Oliver Twist by Charles Dickens

“Look here! do you see this! Isn’t it a most wonderful and extraordinary thing that I can’t call at a man’s house but I find a piece of this poor surgeon’s friend on the staircase? I’ve been lamed with orange-peel once, and I know orange-peel will be my death at last. It will, sir: orange-peel will be my death, or I’ll be content to eat my own head, sir!”

This was the handsome offer with which Mr. Grimwig backed and confirmed nearly every assertion he made; and it was the more singular in his case, because, even admitting for the sake of argument, the possibility of scientific improvements being ever brought to that pass which will enable a gentleman to eat his own head in the event of his being so disposed, Mr. Grimwig’s head was such a particularly large one, that the most sanguine man alive could hardly entertain a hope of being able to get through it at a sitting—to put entirely out of the question, a very thick coating of powder.

“I’ll eat my head, sir,” repeated Mr. Grimwig, striking his stick upon the ground. “Hallo! what’s that!” looking at Oliver, and retreating a pace or two.

“This is young Oliver Twist, whom we were speaking about,” said Mr. Brownlow.

Oliver bowed.

“You don’t mean to say that’s the boy who had the fever, I hope?” said Mr. Grimwig, recoiling a little more. “Wait a minute! Don’t speak! Stop—” continued Mr. Grimwig, abruptly, losing all dread of the fever in his triumph at the discovery; “that’s the boy who had the orange! If that’s not the boy, sir, who had the orange, and threw this bit of peel upon the staircase, I’ll eat my head, and his too.”

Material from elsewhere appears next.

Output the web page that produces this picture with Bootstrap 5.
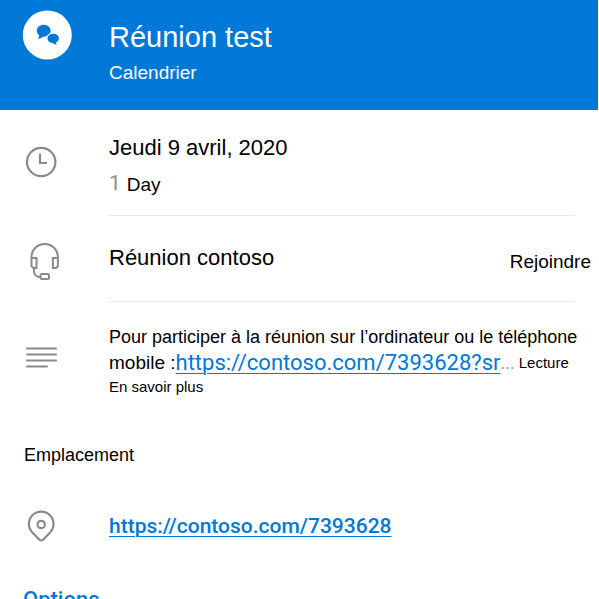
<!DOCTYPE html>
<html lang="fr">
<head>
<meta charset="utf-8">
<meta name="viewport" content="width=device-width, initial-scale=1">
<title>Réunion test</title>
<link rel="stylesheet" href="https://cdn.jsdelivr.net/npm/bootstrap@5.3.0/dist/css/bootstrap.min.css">
<style>
  body { font-family: "Liberation Sans", Arial, sans-serif; font-size: 18px; line-height: 24px; color: #000; background: #fff; overflow: hidden; height: 100vh; }
  .event-header { background: #0078d7; min-height: 110px; padding-top: 10px; }
  .icon-cell { flex: 0 0 109px; padding-left: 24px; }
  .header-icon { padding-left: 22px; }
  .icon-cell svg { display: block; }
  .event-title { font-size: 29px; line-height: 32px; padding-top: 11px; }
  .text-md { font-size: 19px; line-height: 24px; }
  .text-lg { font-size: 22px; line-height: 28px; }
  .text-xs { font-size: 15px; line-height: 20px; }
  .calendar-name { padding-top: 8px; }
  .ruled { border-bottom: 1px solid #e8e8e8; margin-right: 24px; }
  .clock-icon { padding-top: 35px; }
  .lines-icon { padding-top: 45px; }
  .date-block { padding-top: 24px; height: 106px; }
  .day-line { padding-top: 11px; gap: 6px; }
  .day-count { font-family: Roboto, sans-serif; font-size: 21px; line-height: 20px; color: #8c8c8c; }
  .meet-block { height: 86px; padding-top: 28px; }
  .join { border: 0; background: none; padding: 0; color: #000; margin: 6px -16px 0 0; }
  .body-block { padding-top: 23px; }
  .url { font-family: Roboto, sans-serif; font-size: 22px; color: #0078d7; text-decoration-thickness: 1px; text-underline-offset: 3px; }
  .url-line { height: 28px; }
  .dots { font-family: Roboto, sans-serif; color: #a0a0a0; }
  .plain-link { color: #000; text-decoration: none; }
  .section-label { padding: 46px 24px 0; font-size: 18px; line-height: 24px; }
  .place-row { padding-top: 42px; }
  .place-url { font-weight: 500; font-size: 21px; line-height: 34px; }
  .options { font-family: Roboto, sans-serif; font-weight: 500; font-size: 22px; line-height: 24px; color: #0078d7; padding: 45px 23px 0; }
</style>
<script src="https://cdn.jsdelivr.net/npm/bootstrap@5.3.0/dist/js/bootstrap.bundle.min.js"></script>
</head>
<body>
<header class="event-header d-flex text-white border-end border-white">
  <div class="icon-cell header-icon">
    <svg width="50" height="50" viewBox="0 0 50 50" aria-hidden="true">
      <circle cx="25.300" cy="25" r="24.500" fill="#fff"/>
      <g fill="#0078d7">
        <ellipse cx="21.700" cy="20.800" rx="7" ry="6"/>
        <path d="M17 24c.4 2 0 3.300-1.400 4.700 2.700-.2 4.400-1 5.600-2.500z"/>
        <ellipse cx="31.200" cy="28.400" rx="6.300" ry="5.300" stroke="#fff" stroke-width="1.200"/>
        <path d="M31 33c1.200 1.100 2 1.500 3.800 1.700-.8-1-1-2-.7-3.500z"/>
      </g>
    </svg>
  </div>
  <div>
    <h1 class="event-title fw-normal m-0">Réunion test</h1>
    <div class="text-md calendar-name">Calendrier</div>
  </div>
</header>
<main>
  <section class="d-flex">
    <div class="icon-cell clock-icon">
      <svg width="34" height="34" viewBox="0 0 34 34" fill="none" stroke="#8a8a8a" stroke-width="2.200" aria-hidden="true"><circle cx="17.200" cy="17" r="14.200"/><path d="M16 8.500V18h7"/></svg>
    </div>
    <div class="flex-grow-1 ruled date-block">
      <div class="text-lg">Jeudi 9 avril, 2020</div>
      <div class="d-flex day-line text-md"><span class="day-count">1</span><span>Day</span></div>
    </div>
  </section>
  <section class="d-flex">
    <div class="icon-cell pt-4">
      <svg width="40" height="42" viewBox="0 0 40 42" fill="none" stroke="#8a8a8a" stroke-width="2" aria-hidden="true"><path d="M7.500 27V17a13.200 13 0 0 1 26.400 0v10M7.500 18h5v10H9.200l-1.700-2zM33.900 18h-5v10h3.300l1.700-2zM10 28v3c0 3.500 2.500 6 6 6h1"/><rect x="16.500" y="34" width="8.500" height="5" rx="1.500"/></svg>
    </div>
    <div class="flex-grow-1 ruled meet-block d-flex justify-content-between align-items-start">
      <div class="text-lg">Réunion contoso</div>
      <button type="button" class="join text-md">Rejoindre</button>
    </div>
  </section>
  <section class="d-flex">
    <div class="icon-cell lines-icon">
      <svg width="34" height="24" viewBox="0 3 34 24" fill="none" stroke="#8a8a8a" stroke-width="2" stroke-linecap="round" aria-hidden="true"><path d="M3 4.500h29M3 10.500h29M3 16.500h29M3 22.500h20"/></svg>
    </div>
    <div class="flex-grow-1 body-block">
      <div>Pour participer à la réunion sur l’ordinateur ou le téléphone</div>
      <div class="url-line d-flex align-items-center"><span class="text-md">mobile :</span><a class="url" href="#">https://contoso.com/7393628?sr</a><span class="dots">...</span><a class="plain-link text-xs ms-1" href="#">Lecture</a></div>
      <a class="plain-link text-xs d-block" href="#">En savoir plus</a>
    </div>
  </section>
  <h2 class="section-label fw-normal m-0">Emplacement</h2>
  <section class="d-flex place-row">
    <div class="icon-cell">
      <svg width="34" height="34" viewBox="0 0 34 34" fill="none" stroke="#8a8a8a" stroke-width="2.200" stroke-linejoin="round" aria-hidden="true"><path d="M17.200 31.500c-1 0-1.800-.8-2.600-1.600l-6-6.100a12.300 12.300 0 1 1 17.200 0l-6 6.100c-.8.800-1.600 1.600-2.600 1.600z"/><circle cx="17.200" cy="15.500" r="3.700"/></svg>
    </div>
    <a class="url place-url" href="#">https://contoso.com/7393628</a>
  </section>
  <div class="options"><a class="text-reset text-decoration-none" href="#">Options</a></div>
</main>
</body>
</html>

“No, no, he has not had one,” said Mr. Brownlow, laughing. “Come! Put down your hat; and speak to my young friend.”

“I feel strongly on this subject, sir,” said the irritable old gentleman, drawing off his gloves. “There’s always more or less orange-peel on the pavement in our street; and I know it’s put there by the surgeon’s boy at the corner. A young woman stumbled over a bit last night, and fell against my garden-railings; directly she got up I saw her look towards his infernal red lamp with the pantomime-light. “Don’t go to him,’ I called out of the window, “he’s an assassin! A man-trap!’ So he is. If he is not—” Here the irascible old gentleman gave a great knock on the ground with his stick; which was always understood, by his friends, to imply the customary offer, whenever it was not expressed in words. Then, still keeping his stick in his hand, he sat down; and, opening a double eye-glass, which he wore attached to a broad black riband, took a view of Oliver: who, seeing that he was the object of inspection, coloured, and bowed again.

“That’s the boy, is it?” said Mr. Grimwig, at length.

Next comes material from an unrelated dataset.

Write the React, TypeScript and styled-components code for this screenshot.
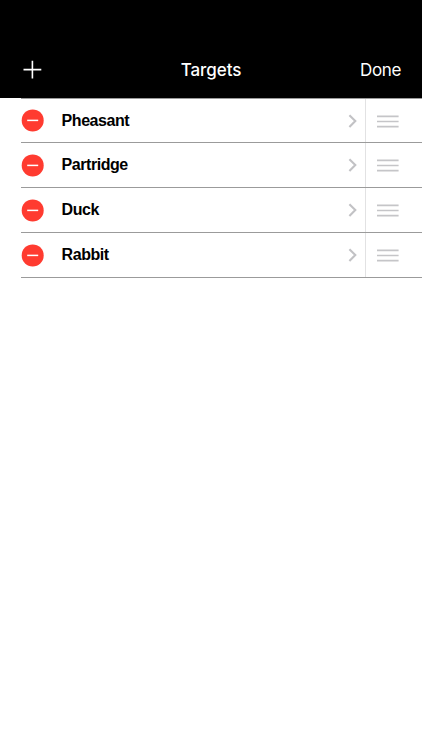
import React from "react";
import styled, { createGlobalStyle } from "styled-components";

const GlobalStyle = createGlobalStyle`
  * { box-sizing: border-box; }
  body { margin: 0; background: #fff; }
`;

const Screen = styled.main`
  width: 422px;
  height: 750px;
  background: #fff;
  overflow: hidden;
  font-family: Inter, "Liberation Sans", sans-serif;
`;

const NavBar = styled.header`
  height: 98px;
  padding: 42px 21px 0 23px;
  background: #000;
  color: #fff;
  display: grid;
  grid-template-columns: 1fr auto 1fr;
  align-items: center;
`;

const NavButton = styled.button<{ $end?: boolean }>`
  justify-self: ${(p) => (p.$end ? "end" : "start")};
  display: flex;
  padding: 0;
  border: 0;
  background: none;
  color: inherit;
  font: 400 17px/24px Inter, sans-serif;
  letter-spacing: -0.35px;
`;

const Title = styled.h1`
  margin: 0 2px 0 0;
  font-size: 17px;
  line-height: 24px;
  font-weight: 500;
  letter-spacing: -0.05px;
`;

const List = styled.ul`
  margin: 0;
  padding: 0 0 0 21px;
  list-style: none;
`;

const Row = styled.li`
  height: 45px;
  display: flex;
  align-items: center;
  border-bottom: 1px solid #9b9b9b;

  &:first-child {
    border-top: 1px solid #9b9b9b;
  }
`;

const IconButton = styled.button`
  display: flex;
  padding: 0;
  border: 0;
  background: none;
`;

const Label = styled.span`
  flex: 1;
  margin-left: 17.6px;
  font: 700 16px/20px "Liberation Sans", Arial, sans-serif;
  letter-spacing: -0.45px;
  color: #000;
`;

const Handle = styled.div`
  width: 57px;
  height: 100%;
  margin-left: 8px;
  padding: 1px 0 0 11px;
  border-left: 1px solid #e2e2e3;
  display: flex;
  align-items: center;
`;

const targets = ["Pheasant", "Partridge", "Duck", "Rabbit"];

export default function App() {
  return (
    <Screen>
      <GlobalStyle />
      <NavBar>
        <NavButton aria-label="Add">
          <svg width="19" height="20" viewBox="0 0 19 20" stroke="#fff" strokeWidth="1.6">
            <path d="M9.4 .7v17.8M.5 9.6h17.8" />
          </svg>
        </NavButton>
        <Title>Targets</Title>
        <NavButton $end>Done</NavButton>
      </NavBar>
      <List>
        {targets.map((name) => (
          <Row key={name}>
            <IconButton aria-label={`Delete ${name}`}>
              <svg width="23" height="23" viewBox="0 0 23 23">
                <circle cx="11.7" cy="11.4" r="11" fill="#ff3b30" />
                <path d="M6.2 11.4h11" stroke="#fff" strokeWidth="1.5" />
              </svg>
            </IconButton>
            <Label>{name}</Label>
            <svg width="9" height="14" viewBox="0 0 9 14" fill="none" stroke="#c2c2c5" strokeWidth="2.1">
              <path d="M1.4 1.2l5.9 5.9-5.9 5.9" />
            </svg>
            <Handle>
              <svg width="22" height="13" viewBox="0 0 22 13" stroke="#c5c5c8" strokeWidth="1.6">
                <path d="M0 1.4h21.6M0 6.5h21.6M0 11.6h21.6" />
              </svg>
            </Handle>
          </Row>
        ))}
      </List>
    </Screen>
  );
}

“That’s the boy,” replied Mr. Brownlow.

“How are you, boy?” said Mr. Grimwig.

“A great deal better, thank you, sir,” replied Oliver.

Mr. Brownlow, seeming to apprehend that his singular friend was about to say something disagreeable, asked Oliver to step downstairs and tell Mrs. Bedwin they were ready for tea; which, as he did not half like the visitor’s manner, he was very happy to do.

“He is a nice-looking boy, is he not?” inquired Mr. Brownlow.

“I don’t know,” replied Mr. Grimwig, pettishly.

“Don’t know?”

“No. I don’t know. I never see any difference in boys. I only know two sorts of boys. Mealy boys, and beef-faced boys.”

“And which is Oliver?”

“Mealy. I know a friend who has a beef-faced boy; a fine boy, they call him; with a round head, and red cheeks, and glaring eyes; a horrid boy; with a body and limbs that appear to be swelling out of the seams of his blue clothes; with the voice of a pilot, and the appetite of a wolf. I know him! The wretch!”

“Come,” said Mr. Brownlow, “these are not the characteristics of young Oliver Twist; so he needn’t excite your wrath.”

“They are not,” replied Mr. Grimwig. “He may have worse.”

Here Mr. Brownlow coughed impatiently; which appeared to afford Mr. Grimwig the most exquisite delight.